**Job**
Leaving out the pictures, retype all the material exactly.

**Data excerpt**
====
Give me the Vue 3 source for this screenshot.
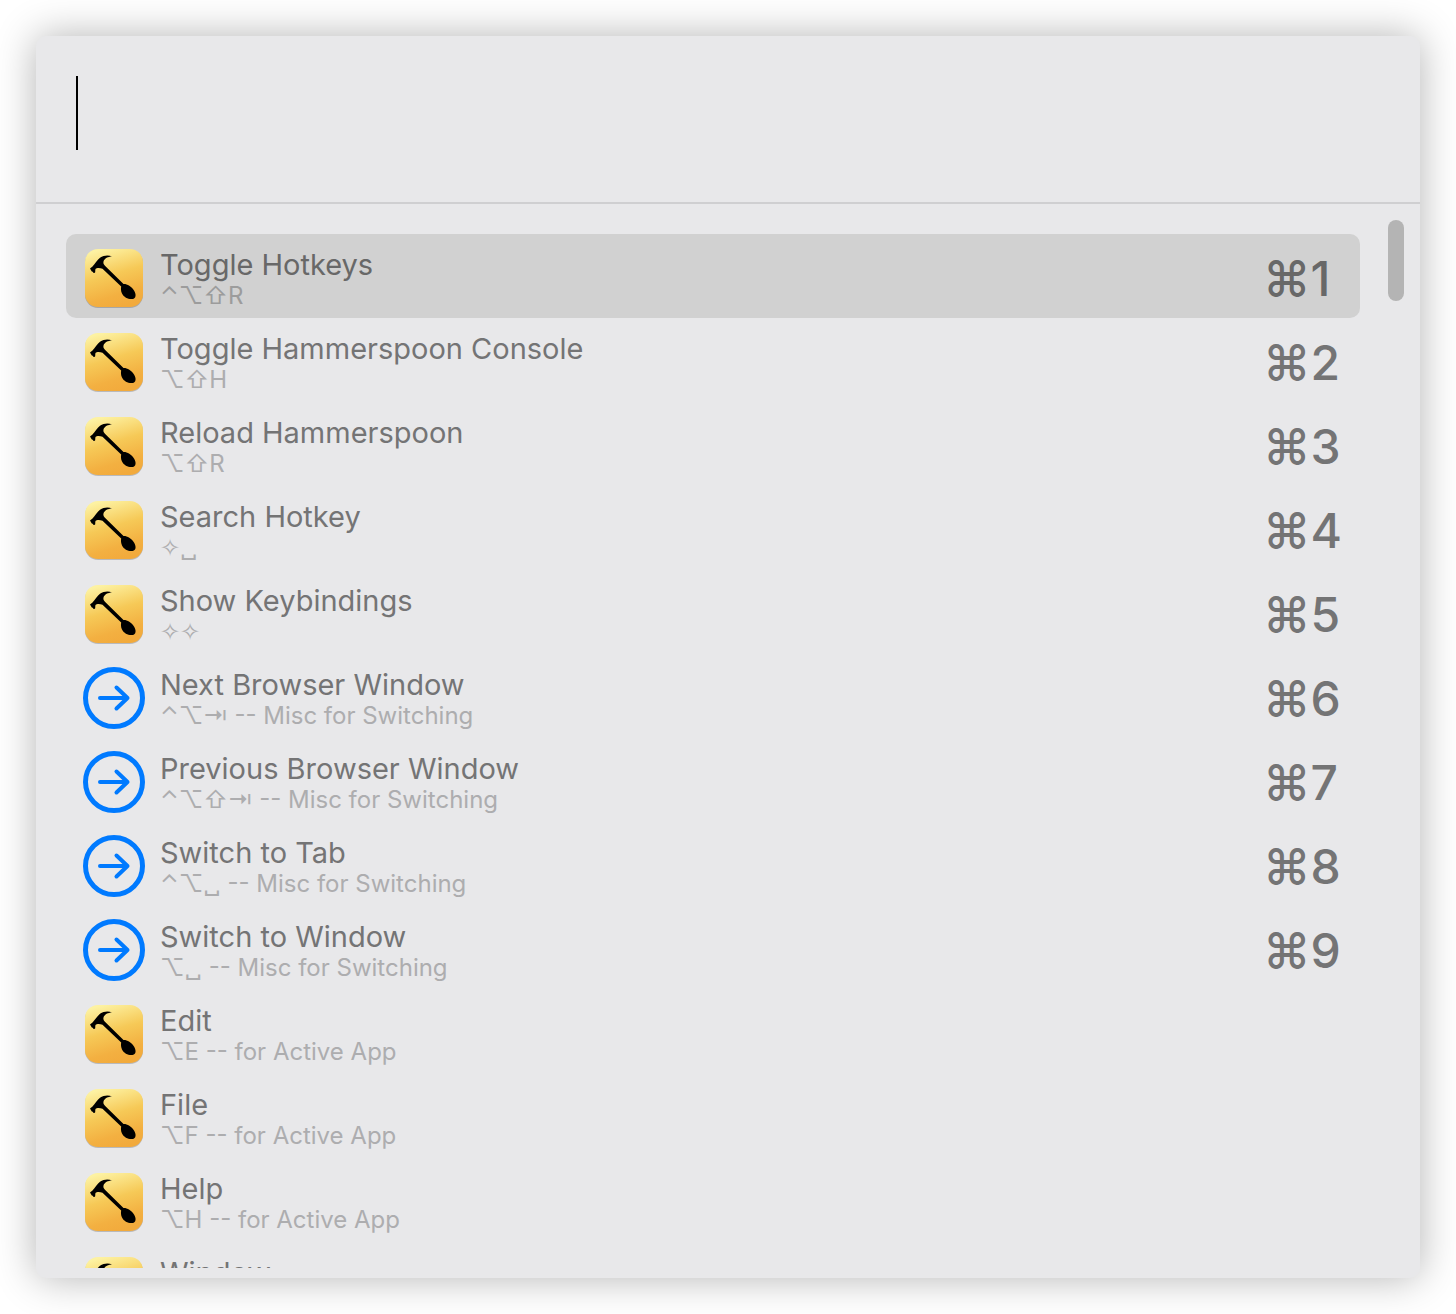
<script setup>
import { ref } from 'vue'

const query = ref('')
const selected = ref(0)

const items = [
  { title: 'Toggle Hotkeys', keys: '⌃⌥⇧R', icon: 'hammer' },
  { title: 'Toggle Hammerspoon Console', keys: '⌥⇧H', icon: 'hammer' },
  { title: 'Reload Hammerspoon', keys: '⌥⇧R', icon: 'hammer' },
  { title: 'Search Hotkey', keys: '✧␣', icon: 'hammer' },
  { title: 'Show Keybindings', keys: '✧✧', icon: 'hammer' },
  { title: 'Next Browser Window', keys: '⌃⌥⇥', note: 'Misc for Switching', icon: 'arrow' },
  { title: 'Previous Browser Window', keys: '⌃⌥⇧⇥', note: 'Misc for Switching', icon: 'arrow' },
  { title: 'Switch to Tab', keys: '⌃⌥␣', note: 'Misc for Switching', icon: 'arrow' },
  { title: 'Switch to Window', keys: '⌥␣', note: 'Misc for Switching', icon: 'arrow' },
  { title: 'Edit', keys: '⌥E', note: 'for Active App', icon: 'hammer' },
  { title: 'File', keys: '⌥F', note: 'for Active App', icon: 'hammer' },
  { title: 'Help', keys: '⌥H', note: 'for Active App', icon: 'hammer' },
  { title: 'Window', icon: 'hammer' },
]
</script>

<template>
  <main class="stage">
    <section class="chooser">
      <header class="search">
        <span class="caret" aria-hidden="true"></span>
        <input v-model="query" class="field" type="text" aria-label="Search" autocomplete="off" />
      </header>
      <div class="body">
        <ul class="list">
          <li v-for="(item, i) in items" :key="item.title">
            <button type="button" class="row" :class="{ active: i === selected }" @click="selected = i">
              <svg v-if="item.icon === 'hammer'" class="icon" viewBox="0 0 62 62" aria-hidden="true">
                <defs>
                  <linearGradient :id="'gold' + i" x1="0.3" y1="0" x2="0.6" y2="1">
                    <stop offset="0" stop-color="#fdf2a2" />
                    <stop offset="0.45" stop-color="#f6c957" />
                    <stop offset="0.8" stop-color="#f3b041" />
                    <stop offset="1" stop-color="#f2aa3c" />
                  </linearGradient>
                </defs>
                <rect x="2" y="3" width="58" height="58" rx="13" fill="#000" opacity="0.2" />
                <rect x="2" y="2" width="58" height="58" rx="13" :fill="'url(#gold' + i + ')'" />
                <path d="M7 21.500 L9.500 19.500 C12 16.500 14.500 13 17 10.800 C21 8 26 8 29 9.600 C25 9.700 21.500 11.500 20.500 14.500 C20 16.500 21 17.800 22.200 19 L40.500 37 C44 36.800 48.500 39.500 51 43.500 C53.500 47.500 53 51.500 49.500 52 C45.500 52.500 41 50.500 39 46.500 C37.800 44 37.800 41.500 38.200 39.500 L19.500 21.800 C17 20.800 14 20.500 12.500 22 C12 23.500 12.500 24.500 12 25.800 L10.500 26 C10 24.800 9.500 24.500 8.800 24.400 Z" />
              </svg>
              <svg v-else class="icon" viewBox="0 0 62 62" fill="none" stroke="#007aff" stroke-linecap="round" stroke-linejoin="round" aria-hidden="true">
                <circle cx="31" cy="31" r="28.500" stroke-width="5" />
                <path d="M17 31 H44.500 M33.500 20.500 L44.500 31 L33.500 41.500" stroke-width="4" />
              </svg>
              <span class="text">
                <span class="title">{{ item.title }}</span>
                <span class="sub">{{ item.keys }}<template v-if="item.note"> -- {{ item.note }}</template></span>
              </span>
              <kbd v-if="i < 9" class="shortcut">⌘{{ i + 1 }}</kbd>
            </button>
          </li>
        </ul>
        <div class="track" aria-hidden="true"><div class="thumb"></div></div>
      </div>
    </section>
  </main>
</template>

<style>
body {
  margin: 0;
  background: #fff;
}
</style>

<style scoped>
.stage {
  box-sizing: border-box;
  height: 100vh;
  padding: 36px;
  font-family: Inter, "Liberation Sans", "DejaVu Sans", sans-serif;
}
.chooser {
  display: flex;
  flex-direction: column;
  height: 100%;
  border-radius: 10px;
  background: #e8e8ea;
  box-shadow: 0 0 40px rgba(0, 0, 0, 0.3);
}
.search {
  display: flex;
  padding: 40px 40px 52px;
  border-bottom: 2px solid #cfcfd1;
}
.caret {
  width: 2px;
  height: 74px;
  background: #000;
}
.field {
  flex: 1;
  min-width: 0;
  padding: 0;
  border: 0;
  outline: 0;
  background: transparent;
  caret-color: transparent;
  color: #222;
  font: inherit;
  font-size: 60px;
}
.body {
  display: flex;
  flex: 1;
  min-height: 0;
  margin-bottom: 10px;
}
.list {
  flex: 1;
  min-width: 0;
  margin: 0;
  padding: 30px 28px 0 30px;
  list-style: none;
  overflow: hidden;
}
.row {
  display: flex;
  align-items: center;
  box-sizing: border-box;
  width: 100%;
  height: 84px;
  padding: 4px 0 0 17px;
  border: 0;
  border-radius: 10px;
  background: transparent;
  color: #747475;
  font: inherit;
  text-align: left;
}
.row.active {
  background: #d1d1d1;
  color: #686868;
}
.icon {
  flex: none;
  width: 62px;
  height: 62px;
  margin-right: 15px;
}
.text {
  display: flex;
  flex: 1;
  flex-direction: column;
  min-width: 0;
  padding-top: 4px;
  white-space: nowrap;
}
.title {
  font-size: 29px;
  line-height: 32px;
}
.sub {
  min-height: 30px;
  color: #adadaf;
  font-size: 24px;
  line-height: 30px;
}
.active .sub {
  color: #9c9c9c;
}
.shortcut {
  width: 97px;
  padding-top: 2px;
  font-family: inherit;
  font-size: 48px;
  font-weight: 500;
  line-height: 60px;
}
.track {
  width: 16px;
  padding: 16px 16px 0 0;
}
.thumb {
  height: 81px;
  border-radius: 8px;
  background: #b4b4b4;
}
</style>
====
**Task output**
Give me the Vue 3 source for this screenshot.
<script setup>
import { ref } from 'vue'

const query = ref('')
const selected = ref(0)

const items = [
  { title: 'Toggle Hotkeys', keys: '⌃⌥⇧R', icon: 'hammer' },
  { title: 'Toggle Hammerspoon Console', keys: '⌥⇧H', icon: 'hammer' },
  { title: 'Reload Hammerspoon', keys: '⌥⇧R', icon: 'hammer' },
  { title: 'Search Hotkey', keys: '✧␣', icon: 'hammer' },
  { title: 'Show Keybindings', keys: '✧✧', icon: 'hammer' },
  { title: 'Next Browser Window', keys: '⌃⌥⇥', note: 'Misc for Switching', icon: 'arrow' },
  { title: 'Previous Browser Window', keys: '⌃⌥⇧⇥', note: 'Misc for Switching', icon: 'arrow' },
  { title: 'Switch to Tab', keys: '⌃⌥␣', note: 'Misc for Switching', icon: 'arrow' },
  { title: 'Switch to Window', keys: '⌥␣', note: 'Misc for Switching', icon: 'arrow' },
  { title: 'Edit', keys: '⌥E', note: 'for Active App', icon: 'hammer' },
  { title: 'File', keys: '⌥F', note: 'for Active App', icon: 'hammer' },
  { title: 'Help', keys: '⌥H', note: 'for Active App', icon: 'hammer' },
  { title: 'Window', icon: 'hammer' },
]
</script>

<template>
  <main class="stage">
    <section class="chooser">
      <header class="search">
        <span class="caret" aria-hidden="true"></span>
        <input v-model="query" class="field" type="text" aria-label="Search" autocomplete="off" />
      </header>
      <div class="body">
        <ul class="list">
          <li v-for="(item, i) in items" :key="item.title">
            <button type="button" class="row" :class="{ active: i === selected }" @click="selected = i">
              <svg v-if="item.icon === 'hammer'" class="icon" viewBox="0 0 62 62" aria-hidden="true">
                <defs>
                  <linearGradient :id="'gold' + i" x1="0.3" y1="0" x2="0.6" y2="1">
                    <stop offset="0" stop-color="#fdf2a2" />
                    <stop offset="0.45" stop-color="#f6c957" />
                    <stop offset="0.8" stop-color="#f3b041" />
                    <stop offset="1" stop-color="#f2aa3c" />
                  </linearGradient>
                </defs>
                <rect x="2" y="3" width="58" height="58" rx="13" fill="#000" opacity="0.2" />
                <rect x="2" y="2" width="58" height="58" rx="13" :fill="'url(#gold' + i + ')'" />
                <path d="M7 21.500 L9.500 19.500 C12 16.500 14.500 13 17 10.800 C21 8 26 8 29 9.600 C25 9.700 21.500 11.500 20.500 14.500 C20 16.500 21 17.800 22.200 19 L40.500 37 C44 36.800 48.500 39.500 51 43.500 C53.500 47.500 53 51.500 49.500 52 C45.500 52.500 41 50.500 39 46.500 C37.800 44 37.800 41.500 38.200 39.500 L19.500 21.800 C17 20.800 14 20.500 12.500 22 C12 23.500 12.500 24.500 12 25.800 L10.500 26 C10 24.800 9.500 24.500 8.800 24.400 Z" />
              </svg>
              <svg v-else class="icon" viewBox="0 0 62 62" fill="none" stroke="#007aff" stroke-linecap="round" stroke-linejoin="round" aria-hidden="true">
                <circle cx="31" cy="31" r="28.500" stroke-width="5" />
                <path d="M17 31 H44.500 M33.500 20.500 L44.500 31 L33.500 41.500" stroke-width="4" />
              </svg>
              <span class="text">
                <span class="title">{{ item.title }}</span>
                <span class="sub">{{ item.keys }}<template v-if="item.note"> -- {{ item.note }}</template></span>
              </span>
              <kbd v-if="i < 9" class="shortcut">⌘{{ i + 1 }}</kbd>
            </button>
          </li>
        </ul>
        <div class="track" aria-hidden="true"><div class="thumb"></div></div>
      </div>
    </section>
  </main>
</template>

<style>
body {
  margin: 0;
  background: #fff;
}
</style>

<style scoped>
.stage {
  box-sizing: border-box;
  height: 100vh;
  padding: 36px;
  font-family: Inter, "Liberation Sans", "DejaVu Sans", sans-serif;
}
.chooser {
  display: flex;
  flex-direction: column;
  height: 100%;
  border-radius: 10px;
  background: #e8e8ea;
  box-shadow: 0 0 40px rgba(0, 0, 0, 0.3);
}
.search {
  display: flex;
  padding: 40px 40px 52px;
  border-bottom: 2px solid #cfcfd1;
}
.caret {
  width: 2px;
  height: 74px;
  background: #000;
}
.field {
  flex: 1;
  min-width: 0;
  padding: 0;
  border: 0;
  outline: 0;
  background: transparent;
  caret-color: transparent;
  color: #222;
  font: inherit;
  font-size: 60px;
}
.body {
  display: flex;
  flex: 1;
  min-height: 0;
  margin-bottom: 10px;
}
.list {
  flex: 1;
  min-width: 0;
  margin: 0;
  padding: 30px 28px 0 30px;
  list-style: none;
  overflow: hidden;
}
.row {
  display: flex;
  align-items: center;
  box-sizing: border-box;
  width: 100%;
  height: 84px;
  padding: 4px 0 0 17px;
  border: 0;
  border-radius: 10px;
  background: transparent;
  color: #747475;
  font: inherit;
  text-align: left;
}
.row.active {
  background: #d1d1d1;
  color: #686868;
}
.icon {
  flex: none;
  width: 62px;
  height: 62px;
  margin-right: 15px;
}
.text {
  display: flex;
  flex: 1;
  flex-direction: column;
  min-width: 0;
  padding-top: 4px;
  white-space: nowrap;
}
.title {
  font-size: 29px;
  line-height: 32px;
}
.sub {
  min-height: 30px;
  color: #adadaf;
  font-size: 24px;
  line-height: 30px;
}
.active .sub {
  color: #9c9c9c;
}
.shortcut {
  width: 97px;
  padding-top: 2px;
  font-family: inherit;
  font-size: 48px;
  font-weight: 500;
  line-height: 60px;
}
.track {
  width: 16px;
  padding: 16px 16px 0 0;
}
.thumb {
  height: 81px;
  border-radius: 8px;
  background: #b4b4b4;
}
</style>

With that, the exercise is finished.